Qualquer auditor treinado pode auditar a maioria dos processos do SGQ em um grau. No entanto, sua falta de experiência em departamentos organizacionais pode explicar o porquê de tantos resultados de auditoria não identificarem não conformidades em processos que exigem competência do auditor no próprio processo.
- Um caminho para a frente:
De acordo com a ISO 9001, cláusula 5.1, a alta gerência de uma organização é responsável por fornecer os recursos necessários para o SGQ. Desde a Grande Recessão, no entanto, a maioria não o fez efetivamente. Muitos empregos foram eliminados nessa época e, embora a economia tenha se recuperado desde então em muitos setores, a alta gerência muitas vezes não fornece recursos suficientes para garantir a eficácia do SGQ.

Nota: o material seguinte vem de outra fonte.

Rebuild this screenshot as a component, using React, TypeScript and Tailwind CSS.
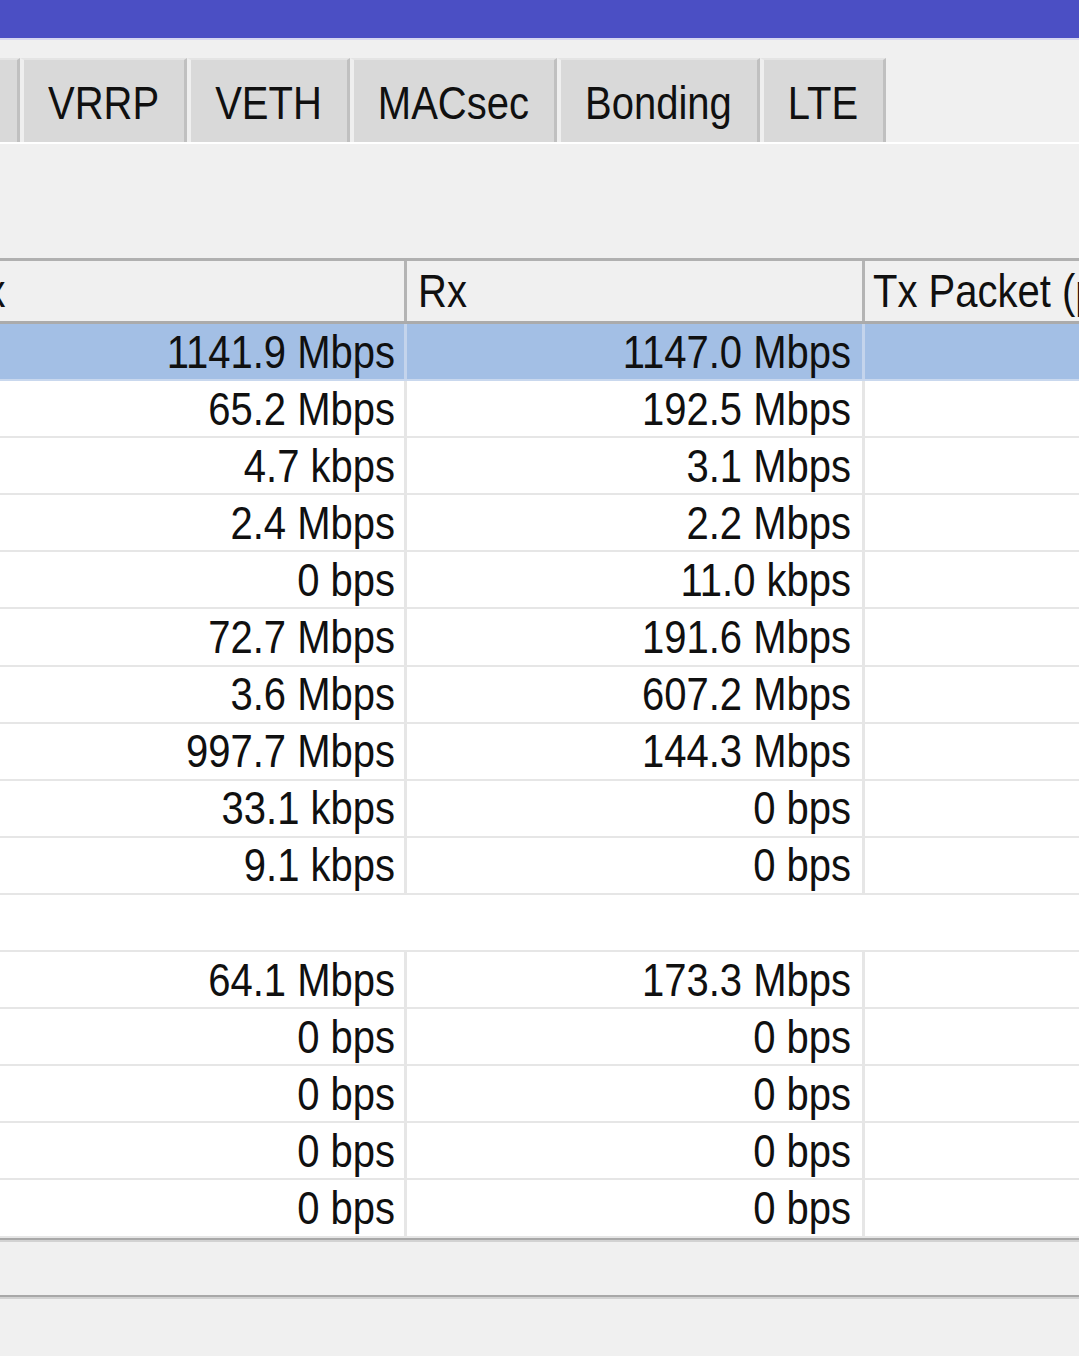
import React from 'react';

const tabs = ['VRRP', 'VETH', 'MACsec', 'Bonding', 'LTE'];

// null = empty spacer row
const rows: ([string, string] | null)[] = [
  ['1141.9 Mbps', '1147.0 Mbps'],
  ['65.2 Mbps', '192.5 Mbps'],
  ['4.7 kbps', '3.1 Mbps'],
  ['2.4 Mbps', '2.2 Mbps'],
  ['0 bps', '11.0 kbps'],
  ['72.7 Mbps', '191.6 Mbps'],
  ['3.6 Mbps', '607.2 Mbps'],
  ['997.7 Mbps', '144.3 Mbps'],
  ['33.1 kbps', '0 bps'],
  ['9.1 kbps', '0 bps'],
  null,
  ['64.1 Mbps', '173.3 Mbps'],
  ['0 bps', '0 bps'],
  ['0 bps', '0 bps'],
  ['0 bps', '0 bps'],
  ['0 bps', '0 bps'],
];

function Txt({ children }: { children: React.ReactNode }) {
  return <span className="inline-block scale-y-[1.15] leading-none whitespace-nowrap">{children}</span>;
}

export default function App() {
  return (
    <div
      className="w-[1079px] h-[1356px] overflow-hidden bg-[#f0f0f0] text-[#101010] text-[40px] flex flex-col"
      style={{ fontFamily: '"Liberation Sans", Arial, sans-serif' }}
    >
      {/* Title bar */}
      <div className="h-[40px] shrink-0 bg-[#4b4fc4] border-b-2 border-[#d6d7f0]" />

      {/* Tabs */}
      <div className="h-[102px] shrink-0 flex items-end pt-[18px]">
        <div className="h-[84px] w-[20px] bg-[#d9d9d9] border-r-[3px] border-[#c0c0c0] border-t-2 border-t-[#e4e4e4]" />
        {tabs.map((t) => (
          <div
            key={t}
            className="h-[84px] flex items-center pl-6 pr-[25px] pt-[3px] bg-[#d9d9d9] border-l-[4px] border-l-[#efefef] border-r-[3px] border-r-[#c0c0c0] border-t-2 border-t-[#e4e4e4]"
          >
            <Txt>{t}</Txt>
          </div>
        ))}
      </div>

      {/* Toolbar area */}
      <div className="h-[116px] shrink-0 border-t-2 border-white" />

      {/* Table */}
      <div className="-ml-[50px] flex flex-col">
        {/* Header */}
        <div className="h-[66px] flex border-t-[3px] border-t-[#b0b0b0] border-b-[3px] border-b-[#ababab] bg-[#f0f0f0]">
          <div className="w-[457px] shrink-0 flex items-center pl-[11px] border-r-[3px] border-[#b4b4b4]">
            <Txt>Tx</Txt>
          </div>
          <div className="w-[458px] shrink-0 flex items-center pl-[11px] border-r-[3px] border-[#b4b4b4]">
            <Txt>Rx</Txt>
          </div>
          <div className="flex-1 flex items-center pl-[8px] overflow-hidden">
            <Txt>Tx Packet (p/s)</Txt>
          </div>
        </div>

        {/* Body */}
        {rows.map((r, i) => {
          if (!r) {
            return <div key={i} className="h-[57.1px] bg-white border-b-2 border-[#e6e6e6]" />;
          }
          const sel = i === 0;
          const sep = sel ? 'border-[#c4d4ec]' : 'border-[#e6e6e6]';
          return (
            <div
              key={i}
              className={`h-[57.1px] flex border-b-2 ${sel ? 'bg-[#a3bfe5] border-[#c9d8ee]' : 'bg-white border-[#e6e6e6]'}`}
            >
              <div className={`w-[457px] shrink-0 flex items-center justify-end pr-[9px] border-r-[3px] ${sep}`}>
                <Txt>{r[0]}</Txt>
              </div>
              <div className={`w-[458px] shrink-0 flex items-center justify-end pr-[11px] border-r-[3px] ${sep}`}>
                <Txt>{r[1]}</Txt>
              </div>
              <div className="flex-1" />
            </div>
          );
        })}
      </div>

      {/* Status area */}
      <div className="h-[2px] shrink-0 bg-[#a8a8a8]" />
      <div className="h-[2px] shrink-0 bg-[#d2d2d2]" />
      <div className="h-[53px] shrink-0" />
      <div className="h-[2px] shrink-0 bg-[#a8a8a8]" />
      <div className="h-[2px] shrink-0 bg-[#d2d2d2]" />
      <div className="flex-1" />
    </div>
  );
}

Em alguns setores, espera-se que um trabalhador realize o trabalho que várias pessoas costumavam fazer antes da recessão. Mas, os auditores do organismo de certificação muitas vezes falharam em citar a falta de recursos como uma não conformidade maior com os requisitos da ISO 9001, cláusula 5.1. Talvez seja por isso que tantos clientes optaram por realizar suas próprias auditorias de fornecedores para identificar problemas do sistema da qualidade a partir de sua perspectiva, em vez de confiar nos resultados de certificação de terceiros.
A alta gerência deve entender e cumprir sua obrigação de fornecer adequadamente recursos para o SGQ, incluindo os processos internos e de auditoria do fornecedor. A auditoria do SGQ não pode ser executada de forma eficaz apenas pelo departamento de qualidade. A alta administração deve fornecer pessoas de outros departamentos, como engenharia, compras e manufatura, para serem auditores internos e fornecedores.
Certifique-se de que sua alta gerência esteja ciente de suas obrigações antes de sua próxima auditoria de certificação. Como W. Edwards Deming afirmou, a alta gerência não pode se comprometer apenas com a qualidade – ela também precisa saber o que deve fazer para que a qualidade aconteça.